BAD: Making ultimatums or presenting demands as non-negotiable without understanding the company's constraints.

GOOD: Asking "What flexibility exists on this component?" to understand the negotiation space, then prioritizing your asks based on what you learn is movable versus fixed.


FAQ

Should I ever accept an offer without negotiating?

Only if you have complete information and the offer exceeds your walk-away number by a margin that makes the social cost of negotiation unjustified — which is rare. Most PMs who skip negotiation later discover they were benchmarked at the 50th percentile and could have reached the 75th with one conversation. The exception: some government or regulated roles with fixed scales. Even then, verify signing bonuses, relocation, and start-date flexibility are non-negotiable.

How do I negotiate if this is my only offer and I have no leverage?

Your leverage is not other offers — it is your market value and your willingness to walk away. A single-offer candidate with strong comparables and a clear walk-away number often negotiates more effectively than a candidate with multiple mediocre offers who fears losing any of them. The script: "I am evaluating this opportunity against my current role and long-term trajectory. To accept, I need the total package to reflect [specific gap]." This reframes from "I have no options" to "I have a current option and need this to be clearly superior."

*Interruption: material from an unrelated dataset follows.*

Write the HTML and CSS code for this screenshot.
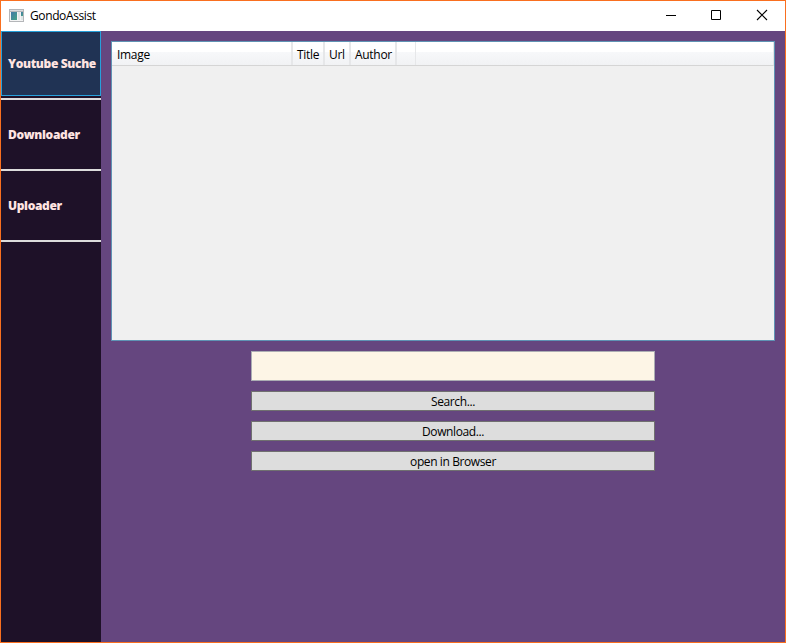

What if the company says the offer is non-negotiable?

Non-negotiable is rarely fully non-negotiable — it is a negotiating position. The response: "I understand there are constraints. Can you help me understand which components are formula-driven versus which have flexibility?" This often reveals that base is fixed but sign-on is discretionary, or that equity percentage is fixed but vesting schedule or refresh eligibility is discussion-worthy. If truly non-negotiable across all components, that itself is information about the company's culture and your future ability to advocate for resources — factor it into your decision.